>> Start EXERCISE MATERIALS
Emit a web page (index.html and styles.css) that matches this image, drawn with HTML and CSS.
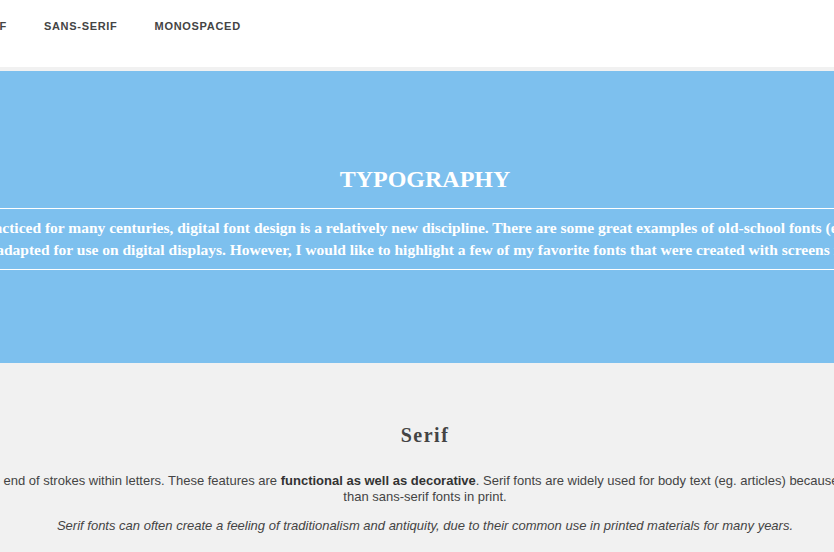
FILE: index.html
```html
<!DOCTYPE html>
<html lang="en">
<head>
<meta charset="utf-8">
<title>Typography</title>
<link rel="stylesheet" href="styles.css">
</head>
<body>
<div class="page">
  <header class="site-header">
    <nav class="nav">
      <a class="nav-link" href="#serif">Serif</a>
      <a class="nav-link" href="#sans-serif">Sans-serif</a>
      <a class="nav-link" href="#monospaced">Monospaced</a>
    </nav>
  </header>
  <section class="hero">
    <h1 class="hero-title">TYPOGRAPHY</h1>
    <p class="hero-text">
      <span class="line">Although typography has been practiced for many centuries, digital font design is a relatively new discipline. There are some great examples of old-school fonts (eg. Times New Roman) that have also</span>
      <span class="line">been adapted for use on digital displays. However, I would like to highlight a few of my favorite fonts that were created with screens in mind.</span>
    </p>
  </section>
  <section class="font-section" id="serif">
    <h2 class="section-title">Serif</h2>
    <p class="section-text">
      <span class="line">Serif fonts have thin lines (called serifs) at the end of strokes within letters. These features are <strong>functional as well as decorative</strong>. Serif fonts are widely used for body text (eg. articles) because they are all generally considered easier to read</span>
      <span class="line">than sans-serif fonts in print.</span>
    </p>
    <p class="section-note">Serif fonts can often create a feeling of traditionalism and antiquity, due to their common use in printed materials for many years.</p>
  </section>
</div>
</body>
</html>
```
FILE: styles.css
```css
html, body {
  margin: 0;
  padding: 0;
  overflow: hidden;
  background: #f1f1f1;
}

.page {
  width: 1100px;
  margin-left: -125px;
}

.site-header {
  height: 67px;
  background: #ffffff;
  border-bottom: 4px solid #f1f1f1;
  box-sizing: content-box;
}

.nav {
  display: flex;
  gap: 37px;
  padding: 18px 0 0 96px;
}

.nav-link {
  font-family: "Liberation Sans", Arial, sans-serif;
  font-size: 11px;
  line-height: 16px;
  font-weight: bold;
  letter-spacing: 0.7px;
  text-transform: uppercase;
  color: #444444;
  text-decoration: none;
}

.hero {
  height: 292px;
  background: #7dc0ee;
  display: flex;
  flex-direction: column;
  justify-content: center;
  align-items: center;
  color: #ffffff;
  font-family: "Liberation Serif", "Times New Roman", serif;
}

.hero-title {
  margin: 0 0 15px;
  font-size: 24px;
  line-height: 28px;
  font-weight: bold;
}

.hero-text {
  align-self: stretch;
  margin: 0;
  padding: 8px 0;
  border-top: 1px solid #ffffff;
  border-bottom: 1px solid #ffffff;
  font-size: 15.5px;
  line-height: 22px;
  font-weight: bold;
  display: flex;
  flex-direction: column;
  align-items: center;
  white-space: nowrap;
}

.line {
  display: block;
}

.font-section {
  padding: 60px 0 30px;
  display: flex;
  flex-direction: column;
  align-items: center;
  color: #444444;
}

.section-title {
  margin: 0 0 26px;
  font-family: "Liberation Serif", "Times New Roman", serif;
  font-size: 20px;
  line-height: 24px;
  letter-spacing: 1.5px;
  font-weight: bold;
}

.section-text {
  margin: 0 0 13px;
  font-family: "Liberation Sans", Arial, sans-serif;
  font-size: 13px;
  line-height: 16px;
  display: flex;
  flex-direction: column;
  align-items: center;
  white-space: nowrap;
}

.section-text strong {
  color: #333333;
}

.section-note {
  margin: 0;
  font-family: "Liberation Sans", Arial, sans-serif;
  font-size: 13px;
  line-height: 16px;
  font-style: italic;
  white-space: nowrap;
}
```
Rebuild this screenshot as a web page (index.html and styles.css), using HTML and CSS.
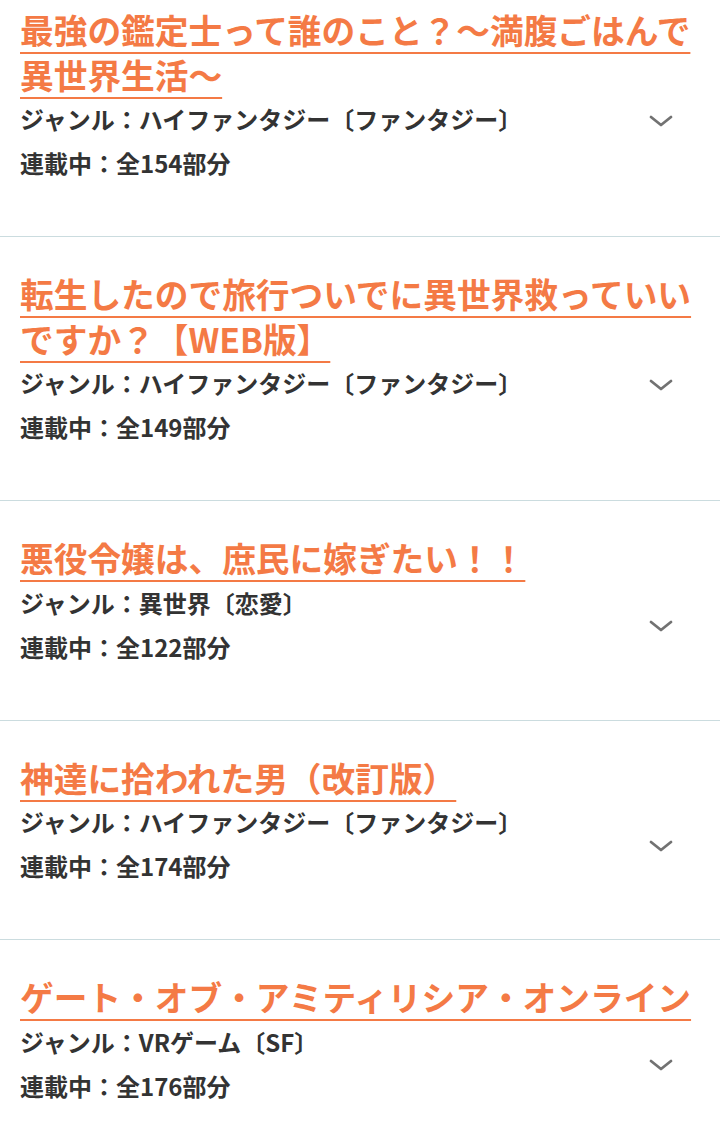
FILE: index.html
```html
<!DOCTYPE html>
<html lang="ja">
<head>
    <meta charset="UTF-8">
    <meta name="viewport" content="width=device-width, initial-scale=1.0">
    <title>小説一覧</title>
    <link rel="stylesheet" href="styles.css">
</head>
<body>
    <div class="novel-list">
        <div class="novel">
            <a class="novel-title" href="#">最強の鑑定士って誰のこと？〜満腹ごはんで異世界生活〜</a>
            <p class="novel-genre">ジャンル：ハイファンタジー〔ファンタジー〕</p>
            <p class="novel-count">連載中：全154部分</p>
            <span class="toggle"><svg width="24" height="14" viewBox="0 0 24 14"><polyline points="2,3 12,11 22,3"/></svg></span>
        </div>
        <div class="novel">
            <a class="novel-title" href="#">転生したので旅行ついでに異世界救っていいですか？【WEB版】</a>
            <p class="novel-genre">ジャンル：ハイファンタジー〔ファンタジー〕</p>
            <p class="novel-count">連載中：全149部分</p>
            <span class="toggle"><svg width="24" height="14" viewBox="0 0 24 14"><polyline points="2,3 12,11 22,3"/></svg></span>
        </div>
        <div class="novel">
            <a class="novel-title" href="#">悪役令嬢は、庶民に嫁ぎたい！！</a>
            <p class="novel-genre">ジャンル：異世界〔恋愛〕</p>
            <p class="novel-count">連載中：全122部分</p>
            <span class="toggle"><svg width="24" height="14" viewBox="0 0 24 14"><polyline points="2,3 12,11 22,3"/></svg></span>
        </div>
        <div class="novel">
            <a class="novel-title" href="#">神達に拾われた男（改訂版）</a>
            <p class="novel-genre">ジャンル：ハイファンタジー〔ファンタジー〕</p>
            <p class="novel-count">連載中：全174部分</p>
            <span class="toggle"><svg width="24" height="14" viewBox="0 0 24 14"><polyline points="2,3 12,11 22,3"/></svg></span>
        </div>
        <div class="novel">
            <a class="novel-title" href="#">ゲート・オブ・アミティリシア・オンライン</a>
            <p class="novel-genre">ジャンル：VRゲーム〔SF〕</p>
            <p class="novel-count">連載中：全176部分</p>
            <span class="toggle"><svg width="24" height="14" viewBox="0 0 24 14"><polyline points="2,3 12,11 22,3"/></svg></span>
        </div>
    </div>
</body>
</html>
```

FILE: styles.css
```css
body {
    font-family: "Noto Sans CJK JP", sans-serif;
    margin: 0;
    background-color: #fff;
    color: #333;
}

.novel-list {
    width: 100%;
}

.novel {
    display: grid;
    grid-template-columns: 1fr 60px;
    padding: 35px 20px 51px;
    border-bottom: 1px solid #cbdcdf;
}

.novel:first-child {
    padding-top: 8px;
}

.novel-title {
    grid-column: 1 / 3;
    grid-row: 1;
    font-size: 33.7px;
    line-height: 44.5px;
    font-weight: 700;
    color: #f47a45;
    text-decoration: underline;
    text-decoration-thickness: 2px;
    text-underline-offset: 8px;
}

.novel-genre, .novel-count {
    grid-column: 1;
    margin: 0;
    font-size: 24px;
    line-height: 44px;
    font-weight: 700;
}

.novel-genre {
    grid-row: 2;
}

.novel-count {
    grid-row: 3;
}

.toggle {
    grid-column: 2;
    grid-row: 1 / 4;
    align-self: center;
    justify-self: start;
    margin: 48px 0 0 9px;
    display: flex;
}

.toggle polyline {
    fill: none;
    stroke: #727272;
    stroke-width: 2.8;
    stroke-linecap: round;
    stroke-linejoin: round;
}
```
>> End EXERCISE MATERIALS
• [DIRECTIONS] Scan the material above. Return every line containing the string "page".

• [EXERCISE RESULT]
Emit a web page (index.html and styles.css) that matches this image, drawn with HTML and CSS.
<div class="page">
.page {
Rebuild this screenshot as a web page (index.html and styles.css), using HTML and CSS.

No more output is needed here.